Request => Determine how many lines include the string "with". Output that number only.

Given information =>
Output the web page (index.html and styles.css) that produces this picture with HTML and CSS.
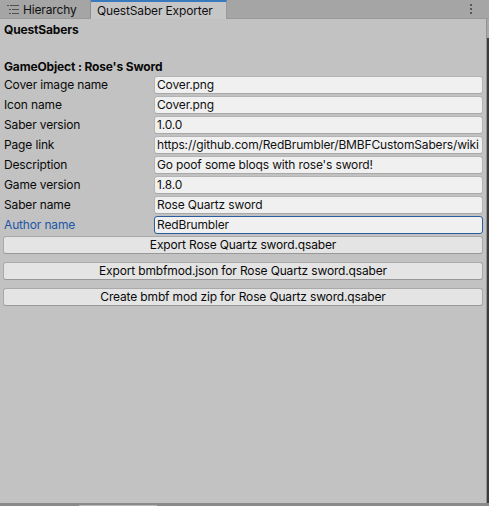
FILE: index.html
```html
<!DOCTYPE html>
<html>
<head>
<meta charset="utf-8">
<link rel="stylesheet" href="styles.css">
</head>
<body>
<div class="window">
  <div class="tabbar">
    <div class="tab">
      <svg class="tab-icon" width="12" height="9" viewBox="0 0 12 9">
        <rect x="0" y="0" width="2" height="1" fill="#505050"/>
        <rect x="3" y="0" width="9" height="1" fill="#505050"/>
        <rect x="2" y="4" width="2" height="1" fill="#505050"/>
        <rect x="5" y="4" width="7" height="1" fill="#505050"/>
        <rect x="2" y="8" width="2" height="1" fill="#505050"/>
        <rect x="5" y="8" width="7" height="1" fill="#505050"/>
      </svg>
      <span>Hierarchy</span>
    </div>
    <div class="tab tab-active"><span>QuestSaber Exporter</span></div>
    <div class="tab-fill"></div>
    <div class="kebab"><i></i><i></i><i></i></div>
  </div>
  <div class="body-row">
    <div class="content">
      <div class="heading">QuestSabers</div>
      <div class="heading heading-obj">GameObject : Rose's Sword</div>
      <div class="fields">
        <div class="label">Cover image name</div><div class="field">Cover.png</div>
        <div class="label">Icon name</div><div class="field">Cover.png</div>
        <div class="label">Saber version</div><div class="field">1.0.0</div>
        <div class="label">Page link</div><div class="field">https://github.com/RedBrumbler/BMBFCustomSabers/wiki</div>
        <div class="label">Description</div><div class="field">Go poof some bloqs with rose's sword!</div>
        <div class="label">Game version</div><div class="field">1.8.0</div>
        <div class="label">Saber name</div><div class="field">Rose Quartz sword</div>
        <div class="label label-focus">Author name</div><div class="field field-focus">RedBrumbler</div>
      </div>
      <div class="btn btn-first">Export Rose Quartz sword.qsaber</div>
      <div class="btn">Export bmbfmod.json for Rose Quartz sword.qsaber</div>
      <div class="btn">Create bmbf mod zip for Rose Quartz sword.qsaber</div>
    </div>
    <div class="edge"></div>
  </div>
  <div class="bottom"><div class="bottom-tab"></div></div>
</div>
</body>
</html>
```
FILE: styles.css
```css
html, body {
  margin: 0;
  padding: 0;
  background: #c2c2c2;
}
body {
  font-family: Inter, "Noto Sans", sans-serif;
  font-size: 12px;
  letter-spacing: -0.15px;
  color: #090909;
  width: 489px;
  height: 506px;
  overflow: hidden;
}
.window {
  display: flex;
  flex-direction: column;
  height: 506px;
}
.tabbar {
  height: 19px;
  flex: none;
  display: flex;
  background: #a5a5a5;
  box-sizing: border-box;
  border-bottom: 1px solid #999999;
}
.tab {
  display: flex;
  align-items: center;
  height: 18px;
  padding: 0 8px 0 7px;
  width: 91px;
  box-sizing: border-box;
  border-right: 1px solid #8e8e8e;
  color: #101010;
  font-size: 12px;
}
.tab-icon {
  margin-right: 4px;
  flex: none;
}
.tab-active {
  width: 136px;
  height: 19px;
  margin-bottom: -1px;
  background: #c6c6c6;
  border-top: 2px solid #3a79bb;
  border-right: 1px solid #9a9a9a;
  padding: 0 0 0 6px;
  box-sizing: border-box;
}
.tab-fill {
  flex: 1;
}
.kebab {
  width: 4px;
  display: flex;
  flex-direction: column;
  gap: 2px;
  padding-top: 4px;
  margin-right: 15px;
}
.kebab i {
  display: block;
  width: 2px;
  height: 2px;
  background: #585858;
}
.body-row {
  flex: 1;
  display: flex;
  min-height: 0;
}
.content {
  flex: 1;
  padding: 2px 3px 0 3px;
  background: #c2c2c2;
}
.edge {
  width: 3px;
  flex: none;
  background: linear-gradient(to bottom, #a9a9a9 0, #a9a9a9 19px, #3c3c3c 19px);
  border-left: 1px solid #939393;
  box-sizing: border-box;
}
.heading {
  font-weight: 700;
  height: 18px;
  line-height: 18px;
  padding-left: 1px;
}
.heading-obj {
  margin-top: 19px;
}
.fields {
  display: grid;
  grid-template-columns: 151px 1fr;
  row-gap: 2px;
}
.label {
  height: 18px;
  line-height: 18px;
  padding-left: 1px;
  white-space: nowrap;
}
.label-focus {
  color: #1c57a6;
}
.field {
  height: 18px;
  line-height: 16px;
  box-sizing: border-box;
  background: #f0f0f0;
  border: 1px solid #b4b4b4;
  border-bottom-color: #a8a8a8;
  border-radius: 3px;
  padding: 0 2px;
  color: #101010;
  white-space: nowrap;
  overflow: hidden;
}
.field-focus {
  border-color: #2b5d9e;
}
.btn {
  height: 18px;
  line-height: 16px;
  box-sizing: border-box;
  background: #e4e4e4;
  border: 1px solid #a9a9a9;
  border-bottom-color: #989898;
  border-radius: 3px;
  text-align: center;
  margin-top: 8px;
  white-space: nowrap;
}
.btn-first {
  margin-top: 2px;
}
.bottom {
  height: 3px;
  flex: none;
  background: #8a8a8a;
  position: relative;
}
.bottom-tab {
  position: absolute;
  left: 79px;
  width: 78px;
  top: 2px;
  height: 1px;
  background: #b8b8b8;
}
```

Completed task => 2